>> start
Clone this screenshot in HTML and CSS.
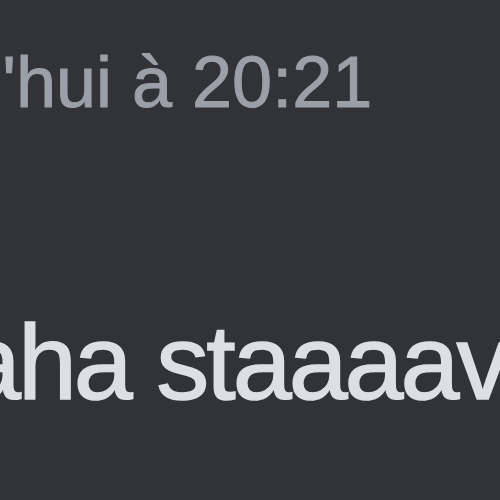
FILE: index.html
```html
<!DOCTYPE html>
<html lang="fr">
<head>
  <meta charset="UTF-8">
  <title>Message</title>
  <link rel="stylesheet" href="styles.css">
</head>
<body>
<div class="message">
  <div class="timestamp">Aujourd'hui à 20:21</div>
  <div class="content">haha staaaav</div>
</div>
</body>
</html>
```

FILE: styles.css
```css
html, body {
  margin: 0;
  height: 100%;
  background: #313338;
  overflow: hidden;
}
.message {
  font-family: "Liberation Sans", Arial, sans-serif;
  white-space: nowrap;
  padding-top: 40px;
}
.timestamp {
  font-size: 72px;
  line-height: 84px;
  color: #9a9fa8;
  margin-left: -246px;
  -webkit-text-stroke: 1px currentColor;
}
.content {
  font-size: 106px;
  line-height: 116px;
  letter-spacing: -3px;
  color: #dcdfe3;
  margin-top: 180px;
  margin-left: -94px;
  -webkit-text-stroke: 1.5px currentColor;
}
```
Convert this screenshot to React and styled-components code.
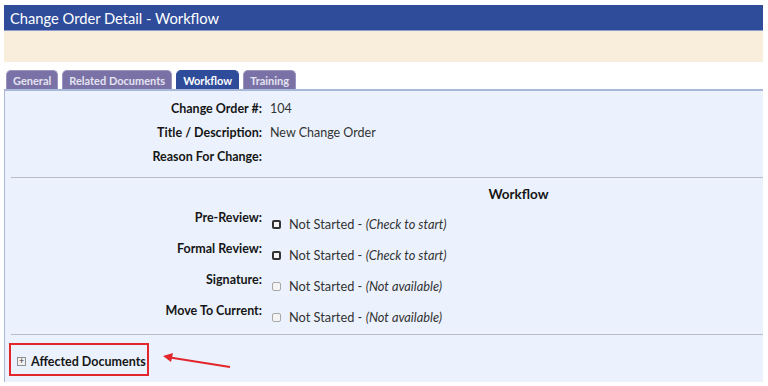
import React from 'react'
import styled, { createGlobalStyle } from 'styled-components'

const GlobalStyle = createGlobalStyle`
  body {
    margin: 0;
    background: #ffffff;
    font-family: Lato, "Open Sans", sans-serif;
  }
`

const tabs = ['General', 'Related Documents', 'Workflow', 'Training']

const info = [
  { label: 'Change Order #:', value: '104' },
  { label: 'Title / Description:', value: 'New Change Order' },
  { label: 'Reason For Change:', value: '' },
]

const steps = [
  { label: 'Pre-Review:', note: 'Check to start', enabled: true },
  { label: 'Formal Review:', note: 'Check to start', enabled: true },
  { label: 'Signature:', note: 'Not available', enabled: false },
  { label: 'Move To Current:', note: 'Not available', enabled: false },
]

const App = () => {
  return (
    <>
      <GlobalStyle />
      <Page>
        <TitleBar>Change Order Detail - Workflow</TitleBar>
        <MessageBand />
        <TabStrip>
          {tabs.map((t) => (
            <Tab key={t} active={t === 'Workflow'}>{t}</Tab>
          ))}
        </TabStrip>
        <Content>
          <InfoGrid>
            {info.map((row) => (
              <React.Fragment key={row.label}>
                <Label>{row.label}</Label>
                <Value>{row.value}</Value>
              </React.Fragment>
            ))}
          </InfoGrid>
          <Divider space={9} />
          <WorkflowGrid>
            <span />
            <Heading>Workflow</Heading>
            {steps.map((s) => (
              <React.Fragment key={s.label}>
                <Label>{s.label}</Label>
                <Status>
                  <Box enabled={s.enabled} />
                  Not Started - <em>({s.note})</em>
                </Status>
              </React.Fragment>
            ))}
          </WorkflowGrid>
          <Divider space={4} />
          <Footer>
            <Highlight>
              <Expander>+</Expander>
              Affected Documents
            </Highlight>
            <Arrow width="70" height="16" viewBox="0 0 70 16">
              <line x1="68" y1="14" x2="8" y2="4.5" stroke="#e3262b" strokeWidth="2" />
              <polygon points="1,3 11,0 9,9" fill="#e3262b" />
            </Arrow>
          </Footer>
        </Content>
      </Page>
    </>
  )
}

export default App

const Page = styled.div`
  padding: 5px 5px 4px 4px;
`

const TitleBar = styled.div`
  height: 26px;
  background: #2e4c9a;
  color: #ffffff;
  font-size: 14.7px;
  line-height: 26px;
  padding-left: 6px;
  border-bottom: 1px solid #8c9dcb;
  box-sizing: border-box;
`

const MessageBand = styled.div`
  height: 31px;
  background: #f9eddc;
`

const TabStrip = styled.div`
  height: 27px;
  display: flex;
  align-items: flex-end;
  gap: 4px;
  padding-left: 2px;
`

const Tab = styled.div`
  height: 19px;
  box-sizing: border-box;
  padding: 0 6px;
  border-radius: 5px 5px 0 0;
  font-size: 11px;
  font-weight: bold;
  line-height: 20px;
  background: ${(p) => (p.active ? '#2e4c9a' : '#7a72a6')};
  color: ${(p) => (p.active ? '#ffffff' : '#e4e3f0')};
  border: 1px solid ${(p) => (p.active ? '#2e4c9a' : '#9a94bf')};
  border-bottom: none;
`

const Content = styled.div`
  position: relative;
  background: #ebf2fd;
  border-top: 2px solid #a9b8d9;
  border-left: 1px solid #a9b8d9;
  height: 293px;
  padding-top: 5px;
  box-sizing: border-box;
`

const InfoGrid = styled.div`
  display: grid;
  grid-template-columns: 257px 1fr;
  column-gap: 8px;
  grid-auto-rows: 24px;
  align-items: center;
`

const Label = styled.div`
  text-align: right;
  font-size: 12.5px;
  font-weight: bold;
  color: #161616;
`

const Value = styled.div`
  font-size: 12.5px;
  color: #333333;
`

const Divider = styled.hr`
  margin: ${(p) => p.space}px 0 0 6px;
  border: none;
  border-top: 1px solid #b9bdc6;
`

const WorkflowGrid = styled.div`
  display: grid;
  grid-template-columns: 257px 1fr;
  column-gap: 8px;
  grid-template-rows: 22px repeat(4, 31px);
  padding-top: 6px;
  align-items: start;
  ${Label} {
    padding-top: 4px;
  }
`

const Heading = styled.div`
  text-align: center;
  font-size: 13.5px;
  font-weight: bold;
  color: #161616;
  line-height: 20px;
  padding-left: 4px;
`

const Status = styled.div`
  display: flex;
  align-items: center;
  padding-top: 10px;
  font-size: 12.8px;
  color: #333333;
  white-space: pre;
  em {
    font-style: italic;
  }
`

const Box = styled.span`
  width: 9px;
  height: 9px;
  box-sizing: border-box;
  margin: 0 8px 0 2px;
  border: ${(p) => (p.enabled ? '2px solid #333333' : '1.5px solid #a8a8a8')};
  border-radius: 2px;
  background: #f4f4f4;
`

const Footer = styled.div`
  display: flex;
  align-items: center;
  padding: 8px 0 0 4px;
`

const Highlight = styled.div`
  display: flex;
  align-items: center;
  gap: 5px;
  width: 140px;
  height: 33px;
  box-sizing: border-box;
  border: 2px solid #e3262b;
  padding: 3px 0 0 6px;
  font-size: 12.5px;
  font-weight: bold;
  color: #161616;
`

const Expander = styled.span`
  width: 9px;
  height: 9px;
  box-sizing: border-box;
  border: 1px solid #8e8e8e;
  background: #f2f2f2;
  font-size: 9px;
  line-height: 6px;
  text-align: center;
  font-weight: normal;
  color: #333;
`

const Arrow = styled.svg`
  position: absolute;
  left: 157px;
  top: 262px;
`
>> end
>> start
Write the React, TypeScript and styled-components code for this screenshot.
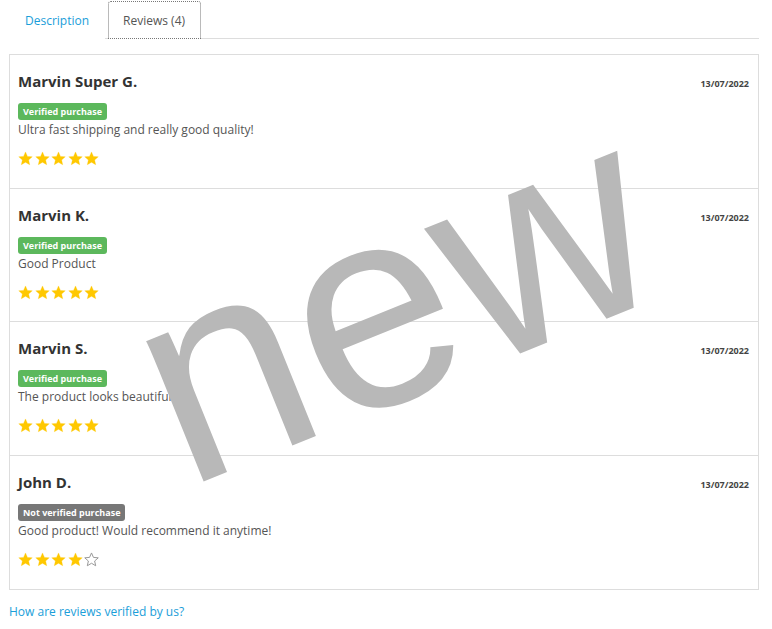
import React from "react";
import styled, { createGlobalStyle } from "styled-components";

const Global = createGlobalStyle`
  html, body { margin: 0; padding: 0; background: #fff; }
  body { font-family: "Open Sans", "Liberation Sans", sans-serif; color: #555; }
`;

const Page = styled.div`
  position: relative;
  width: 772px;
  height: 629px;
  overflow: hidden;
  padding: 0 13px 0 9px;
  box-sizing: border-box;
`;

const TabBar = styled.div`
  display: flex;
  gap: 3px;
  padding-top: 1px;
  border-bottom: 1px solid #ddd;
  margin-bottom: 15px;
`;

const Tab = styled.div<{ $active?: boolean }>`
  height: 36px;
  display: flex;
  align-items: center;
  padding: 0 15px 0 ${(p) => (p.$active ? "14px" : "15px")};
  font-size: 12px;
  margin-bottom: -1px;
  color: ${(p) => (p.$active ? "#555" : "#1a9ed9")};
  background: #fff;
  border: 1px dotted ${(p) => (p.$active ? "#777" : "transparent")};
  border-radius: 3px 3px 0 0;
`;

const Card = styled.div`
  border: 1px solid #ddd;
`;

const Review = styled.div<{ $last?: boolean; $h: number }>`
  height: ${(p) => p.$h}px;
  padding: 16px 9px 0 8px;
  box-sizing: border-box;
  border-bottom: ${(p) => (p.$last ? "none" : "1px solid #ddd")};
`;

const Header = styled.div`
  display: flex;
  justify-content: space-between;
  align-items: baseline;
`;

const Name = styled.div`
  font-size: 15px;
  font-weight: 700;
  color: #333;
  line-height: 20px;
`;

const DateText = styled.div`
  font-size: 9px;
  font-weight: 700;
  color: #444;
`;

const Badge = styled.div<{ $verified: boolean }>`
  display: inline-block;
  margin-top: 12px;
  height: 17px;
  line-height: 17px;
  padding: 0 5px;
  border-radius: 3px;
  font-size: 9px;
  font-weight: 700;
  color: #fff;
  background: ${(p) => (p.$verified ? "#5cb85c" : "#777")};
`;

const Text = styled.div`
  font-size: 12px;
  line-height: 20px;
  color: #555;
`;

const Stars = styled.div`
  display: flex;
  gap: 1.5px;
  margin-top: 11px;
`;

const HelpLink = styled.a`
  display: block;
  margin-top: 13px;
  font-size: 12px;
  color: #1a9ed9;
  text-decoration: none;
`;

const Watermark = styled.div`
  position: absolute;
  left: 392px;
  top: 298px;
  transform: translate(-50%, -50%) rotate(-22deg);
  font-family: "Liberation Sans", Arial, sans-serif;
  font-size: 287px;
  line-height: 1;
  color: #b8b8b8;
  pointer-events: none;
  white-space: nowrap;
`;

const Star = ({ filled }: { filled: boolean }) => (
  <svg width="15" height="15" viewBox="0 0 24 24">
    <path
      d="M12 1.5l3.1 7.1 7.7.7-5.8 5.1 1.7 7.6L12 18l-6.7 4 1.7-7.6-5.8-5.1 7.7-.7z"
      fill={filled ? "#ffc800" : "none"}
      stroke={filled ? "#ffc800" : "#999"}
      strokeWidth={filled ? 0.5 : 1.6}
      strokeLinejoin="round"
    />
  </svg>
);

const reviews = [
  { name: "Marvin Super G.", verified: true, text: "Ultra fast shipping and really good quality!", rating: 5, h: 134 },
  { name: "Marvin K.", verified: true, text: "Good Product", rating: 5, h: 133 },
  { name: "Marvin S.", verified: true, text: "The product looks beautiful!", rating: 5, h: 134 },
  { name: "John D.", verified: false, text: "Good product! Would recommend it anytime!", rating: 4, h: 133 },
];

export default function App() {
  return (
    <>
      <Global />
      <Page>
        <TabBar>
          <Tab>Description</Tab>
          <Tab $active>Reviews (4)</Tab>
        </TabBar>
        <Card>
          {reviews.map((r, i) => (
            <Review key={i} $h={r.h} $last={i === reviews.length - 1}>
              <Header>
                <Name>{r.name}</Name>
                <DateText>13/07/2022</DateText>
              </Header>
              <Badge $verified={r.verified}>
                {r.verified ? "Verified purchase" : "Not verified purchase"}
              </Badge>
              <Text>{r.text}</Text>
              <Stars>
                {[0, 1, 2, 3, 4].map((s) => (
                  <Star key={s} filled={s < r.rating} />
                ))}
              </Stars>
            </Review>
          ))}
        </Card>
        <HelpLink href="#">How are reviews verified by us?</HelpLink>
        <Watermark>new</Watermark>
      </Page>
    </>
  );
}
>> end
» **WHAT IS BEING ASKED**:
Copy each line of the entries that includes the word "screenshot".

» **RESPONSE TO THE TASK**:
Clone this screenshot in HTML and CSS.
Convert this screenshot to React and styled-components code.
Write the React, TypeScript and styled-components code for this screenshot.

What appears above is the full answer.